We treat all endTimes as the only possible times in the problem. When deciding on whether or not to choose a job, we can either choose it with the best possible combinations of jobs with endTime < starTime or not choose it and have the profit set to the previously calculated best combinations of jobs.
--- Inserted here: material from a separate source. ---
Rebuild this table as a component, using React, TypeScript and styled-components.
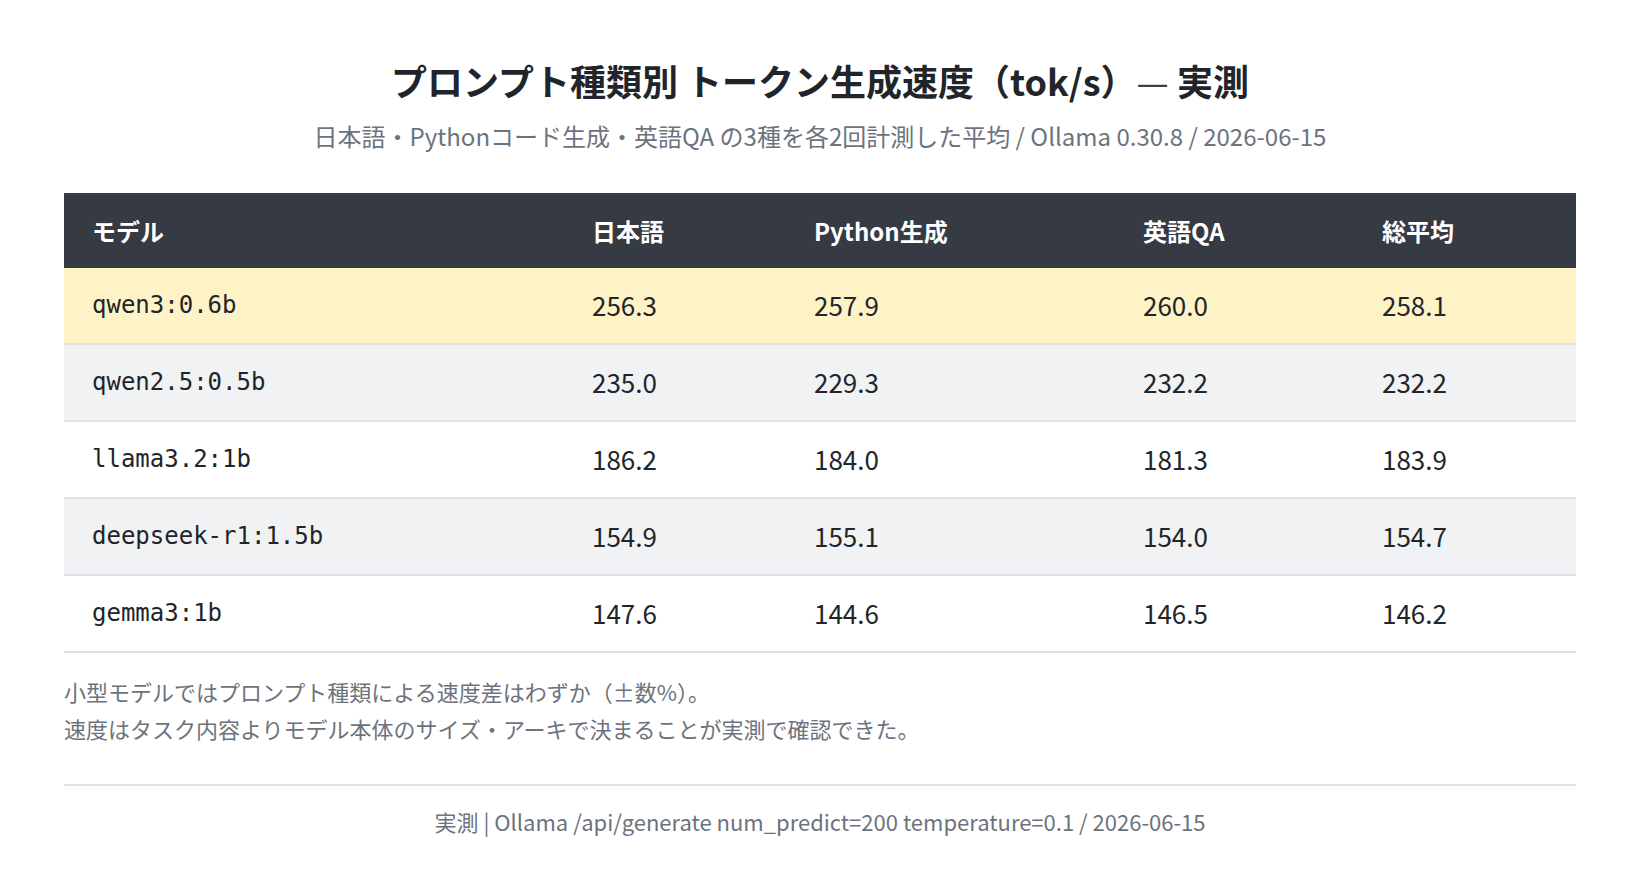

DP State: dp[i] - represents the best profit as of jobs[i].endTime

DP transitions: We can either

Drop the current job: dp[i] = dp[i-1]
Choose the current job: dp[i] = dp[k] + jobs[i].profit where k is the largest index such that jobs[k].endTime <= jobs[i].startTime

Implementation

struct Job {
    int start;
    int end;
    int profit;
};
class Solution {
public:
    int jobScheduling(vector<int>& startTime, vector<int>& endTime, vector<int>& profit) {
        auto n = startTime.size();
        vector<Job> jobs(n);
        for (size_t i = 0; i < n; i++) {
            jobs[i] = {startTime[i], endTime[i], profit[i]};
        }
        
        sort(jobs.begin(), jobs.end(), [](const auto& a, const auto& b) { return a.end < b.end; });
        vector<int> dp(n, 0);
        
        for (auto i = 0; i < n; i++) {
            int prev_profit = i > 0 ? dp[i-1] : 0;
            const auto [start, end, profit] = jobs[i];
            size_t l = 0;
            size_t r = n-1;
            while (l < r) {
                size_t m = (l+r + 1)/2;
                if (jobs[m].end <= start) {
                    l = m;
                } else {
                    r = m;
                    if (r != 0) r--;
                }
            }
            int curr_profit = profit;
            if (jobs[l].end <= jobs[i].start) curr_profit += dp[l];
            dp[i] = max(curr_profit, prev_profit);
        }
        return dp[n-1];
    }
};